Stated exercise - What is the number of lines containing the string "Tailwind"? Answer with the number only.

Data -
*****
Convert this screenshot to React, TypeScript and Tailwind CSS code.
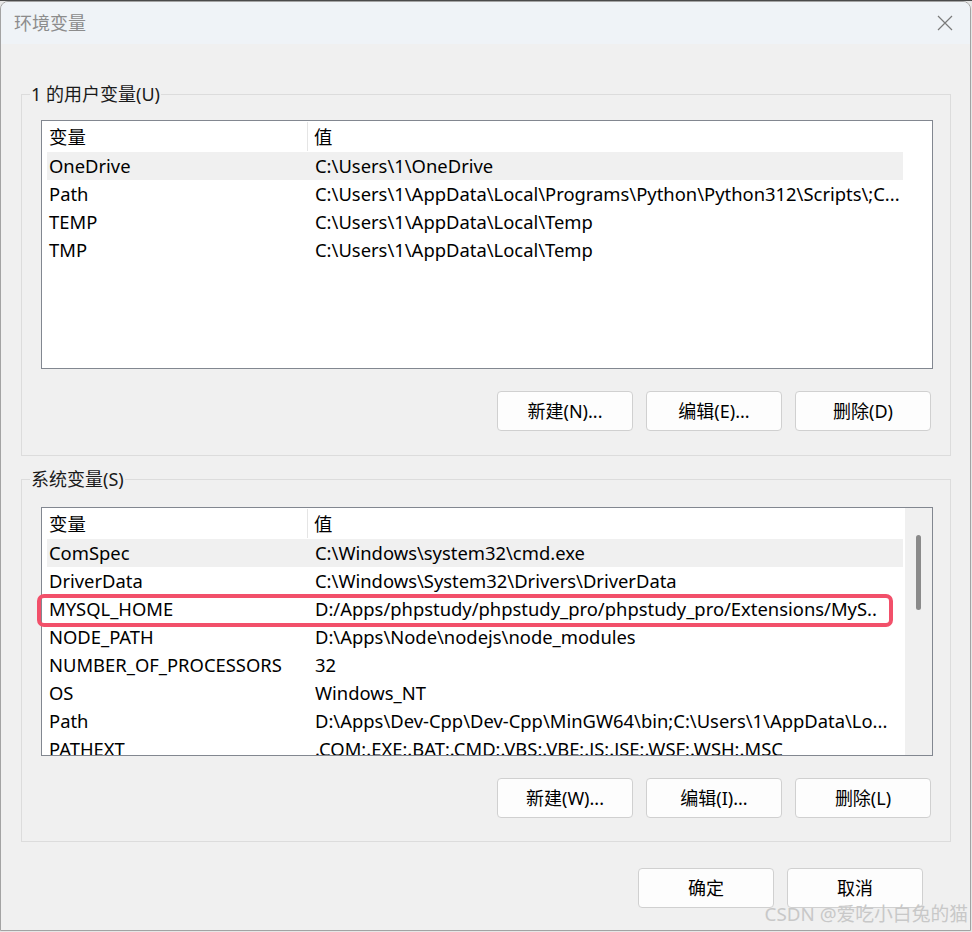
*****
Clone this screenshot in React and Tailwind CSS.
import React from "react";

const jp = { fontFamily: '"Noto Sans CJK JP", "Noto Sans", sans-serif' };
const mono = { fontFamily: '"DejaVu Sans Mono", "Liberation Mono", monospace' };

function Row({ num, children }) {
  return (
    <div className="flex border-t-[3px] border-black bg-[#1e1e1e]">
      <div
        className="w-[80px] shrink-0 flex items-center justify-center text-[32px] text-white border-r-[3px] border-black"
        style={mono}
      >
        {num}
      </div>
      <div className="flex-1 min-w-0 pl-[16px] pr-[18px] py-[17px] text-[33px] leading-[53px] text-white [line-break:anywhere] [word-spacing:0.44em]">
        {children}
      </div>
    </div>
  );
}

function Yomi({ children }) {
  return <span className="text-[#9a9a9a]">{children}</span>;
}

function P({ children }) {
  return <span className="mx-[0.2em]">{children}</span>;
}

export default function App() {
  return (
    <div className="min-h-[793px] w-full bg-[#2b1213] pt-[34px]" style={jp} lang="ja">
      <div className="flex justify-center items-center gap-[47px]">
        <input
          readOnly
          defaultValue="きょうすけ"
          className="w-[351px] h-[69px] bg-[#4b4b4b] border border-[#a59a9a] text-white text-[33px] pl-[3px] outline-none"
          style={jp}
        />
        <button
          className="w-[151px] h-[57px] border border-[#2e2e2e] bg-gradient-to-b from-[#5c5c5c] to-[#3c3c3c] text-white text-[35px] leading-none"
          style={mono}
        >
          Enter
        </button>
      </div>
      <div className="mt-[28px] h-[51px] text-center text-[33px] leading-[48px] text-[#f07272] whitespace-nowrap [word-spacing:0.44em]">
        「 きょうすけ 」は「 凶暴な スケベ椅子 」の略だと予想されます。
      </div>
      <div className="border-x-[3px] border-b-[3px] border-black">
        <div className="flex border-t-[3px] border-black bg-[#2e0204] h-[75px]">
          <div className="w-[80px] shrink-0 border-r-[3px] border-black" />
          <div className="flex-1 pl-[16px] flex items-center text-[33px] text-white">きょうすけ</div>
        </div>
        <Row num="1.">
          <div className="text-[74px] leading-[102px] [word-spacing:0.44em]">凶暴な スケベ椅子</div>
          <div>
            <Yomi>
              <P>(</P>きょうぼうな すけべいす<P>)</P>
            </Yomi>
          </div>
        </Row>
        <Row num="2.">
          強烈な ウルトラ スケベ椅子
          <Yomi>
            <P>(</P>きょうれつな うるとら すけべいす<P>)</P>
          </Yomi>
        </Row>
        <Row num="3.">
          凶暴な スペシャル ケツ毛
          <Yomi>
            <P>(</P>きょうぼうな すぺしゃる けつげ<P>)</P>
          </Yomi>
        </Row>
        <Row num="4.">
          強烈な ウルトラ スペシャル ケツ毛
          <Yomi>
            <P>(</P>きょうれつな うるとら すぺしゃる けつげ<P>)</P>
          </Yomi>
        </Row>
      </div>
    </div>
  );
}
*****
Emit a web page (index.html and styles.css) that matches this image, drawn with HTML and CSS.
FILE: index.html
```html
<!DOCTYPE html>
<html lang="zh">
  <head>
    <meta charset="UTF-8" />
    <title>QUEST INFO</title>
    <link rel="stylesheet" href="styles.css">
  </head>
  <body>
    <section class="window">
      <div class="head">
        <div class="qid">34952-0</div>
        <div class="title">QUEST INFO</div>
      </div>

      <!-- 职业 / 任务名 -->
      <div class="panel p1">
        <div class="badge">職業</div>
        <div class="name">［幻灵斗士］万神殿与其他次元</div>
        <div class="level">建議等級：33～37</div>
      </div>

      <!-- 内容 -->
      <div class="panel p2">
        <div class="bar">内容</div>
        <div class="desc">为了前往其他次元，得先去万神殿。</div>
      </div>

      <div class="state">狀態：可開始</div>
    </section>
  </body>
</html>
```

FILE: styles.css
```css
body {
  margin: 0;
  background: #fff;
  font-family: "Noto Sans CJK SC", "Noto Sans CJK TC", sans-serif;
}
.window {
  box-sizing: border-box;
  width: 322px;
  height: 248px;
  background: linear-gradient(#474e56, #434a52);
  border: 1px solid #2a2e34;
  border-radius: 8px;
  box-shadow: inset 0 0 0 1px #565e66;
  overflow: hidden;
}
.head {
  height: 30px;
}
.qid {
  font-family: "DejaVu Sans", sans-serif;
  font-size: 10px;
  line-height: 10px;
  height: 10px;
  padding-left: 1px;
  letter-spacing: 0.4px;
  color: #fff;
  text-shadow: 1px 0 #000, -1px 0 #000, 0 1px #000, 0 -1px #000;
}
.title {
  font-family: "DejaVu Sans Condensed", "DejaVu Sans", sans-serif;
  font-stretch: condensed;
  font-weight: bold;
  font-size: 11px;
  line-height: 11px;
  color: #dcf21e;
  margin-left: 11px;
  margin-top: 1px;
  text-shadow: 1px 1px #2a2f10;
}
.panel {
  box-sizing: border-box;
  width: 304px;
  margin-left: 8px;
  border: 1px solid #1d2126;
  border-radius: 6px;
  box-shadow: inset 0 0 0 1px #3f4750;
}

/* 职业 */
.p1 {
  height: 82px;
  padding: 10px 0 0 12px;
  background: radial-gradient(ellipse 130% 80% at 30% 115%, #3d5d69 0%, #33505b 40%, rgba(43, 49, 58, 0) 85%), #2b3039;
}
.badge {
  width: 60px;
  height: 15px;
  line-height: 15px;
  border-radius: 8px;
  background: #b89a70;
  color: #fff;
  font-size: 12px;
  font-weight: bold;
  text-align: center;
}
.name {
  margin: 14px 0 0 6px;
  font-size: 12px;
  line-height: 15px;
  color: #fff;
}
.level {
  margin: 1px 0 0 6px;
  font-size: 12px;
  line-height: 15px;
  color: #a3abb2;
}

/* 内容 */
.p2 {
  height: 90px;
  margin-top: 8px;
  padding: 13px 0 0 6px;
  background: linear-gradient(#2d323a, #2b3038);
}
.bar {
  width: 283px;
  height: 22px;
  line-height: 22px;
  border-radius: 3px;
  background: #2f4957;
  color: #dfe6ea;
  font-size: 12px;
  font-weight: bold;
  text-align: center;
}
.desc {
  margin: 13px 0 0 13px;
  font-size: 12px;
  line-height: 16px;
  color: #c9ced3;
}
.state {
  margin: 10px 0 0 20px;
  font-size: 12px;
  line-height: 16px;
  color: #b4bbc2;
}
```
*****
Answer in full - 2